| Goal |
Pull out every line below containing the word "components".

= = = = =

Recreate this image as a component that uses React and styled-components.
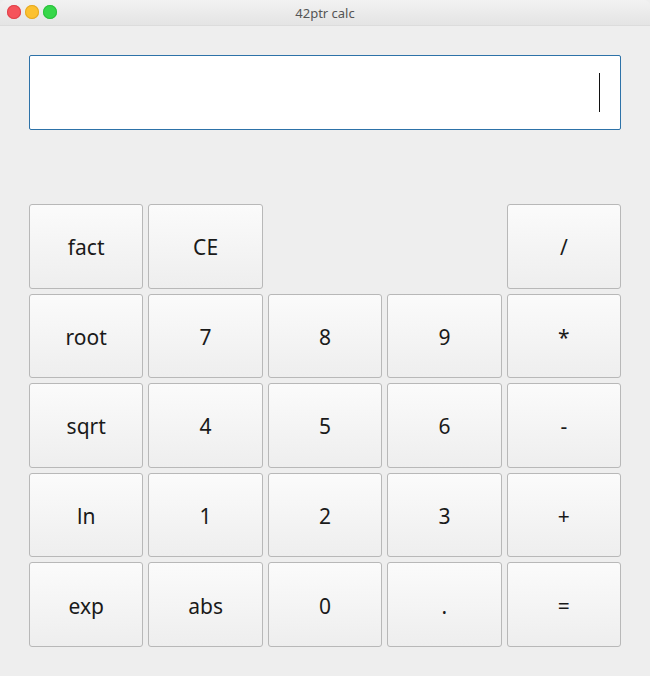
import React from 'react';
import styled, { createGlobalStyle } from 'styled-components';

const Global = createGlobalStyle`
  html, body {
    margin: 0;
    padding: 0;
    background: #eeeeee;
  }
  body {
    font-family: 'Noto Sans', 'Open Sans', sans-serif;
  }
`;

const Window = styled.div`
  width: 650px;
  height: 676px;
  display: flex;
  flex-direction: column;
  background: #eeeeee;
  overflow: hidden;
`;

const TitleBar = styled.div`
  position: relative;
  height: 25px;
  display: flex;
  align-items: center;
  justify-content: center;
  background: linear-gradient(#f2f2f2, #e4e4e4);
  border-bottom: 1px solid #dcdcdc;
  border-radius: 6px 6px 0 0;
`;

const Lights = styled.div`
  position: absolute;
  left: 7px;
  top: 5px;
  display: flex;
  gap: 4px;
`;

const Light = styled.span`
  width: 14px;
  height: 14px;
  border-radius: 50%;
  background: ${({ color }) => color};
  box-shadow: inset 0 0 0 1px ${({ edge }) => edge};
`;

const Title = styled.div`
  font-size: 13px;
  color: #555555;
`;

const Content = styled.div`
  padding: 29px 29px 0 29px;
  display: flex;
  flex-direction: column;
`;

const Display = styled.div`
  box-sizing: border-box;
  height: 75px;
  border: 1px solid #2d72a8;
  border-radius: 2px;
  background: #ffffff;
  display: flex;
  align-items: center;
  justify-content: flex-end;
  padding-right: 20px;
`;

const Caret = styled.span`
  width: 1px;
  height: 39px;
  background: #111111;
`;

const Grid = styled.div`
  margin-top: 74px;
  height: 443px;
  display: grid;
  grid-template-columns: repeat(5, 1fr);
  grid-template-rows: repeat(5, 1fr);
  column-gap: 5px;
  row-gap: 5px;
`;

const Key = styled.button`
  box-sizing: border-box;
  grid-column: ${({ col }) => col || 'auto'};
  border: 1px solid #b8b8b8;
  border-radius: 3px;
  background: linear-gradient(#fbfbfb, #eeeeee);
  font-family: 'Noto Sans', 'Open Sans', sans-serif;
  font-size: 21px;
  color: #1a1a1a;
  padding: 2px 0 0 0;
  margin: 0;
`;

const rows = [
  [['fact'], ['CE'], ['/', 5]],
  [['root'], ['7'], ['8'], ['9'], ['*']],
  [['sqrt'], ['4'], ['5'], ['6'], ['-']],
  [['ln'], ['1'], ['2'], ['3'], ['+']],
  [['exp'], ['abs'], ['0'], ['.'], ['=']],
];

const App = () => (
  <Window>
    <Global />
    <TitleBar>
      <Lights>
        <Light color="#f5535b" edge="#e0434b" />
        <Light color="#fcc12f" edge="#e5a923" />
        <Light color="#36d74a" edge="#2bc03d" />
      </Lights>
      <Title>42ptr calc</Title>
    </TitleBar>
    <Content>
      <Display>
        <Caret />
      </Display>
      <Grid>
        {rows.map((row, i) => row.map(([label, col]) => (
          <Key key={`${i}-${label}`} col={col}>{label}</Key>
        )))}
      </Grid>
    </Content>
  </Window>
);

export default App;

= = = = =

| Exercise result |
Recreate this image as a component that uses React and styled-components.
import styled, { createGlobalStyle } from 'styled-components';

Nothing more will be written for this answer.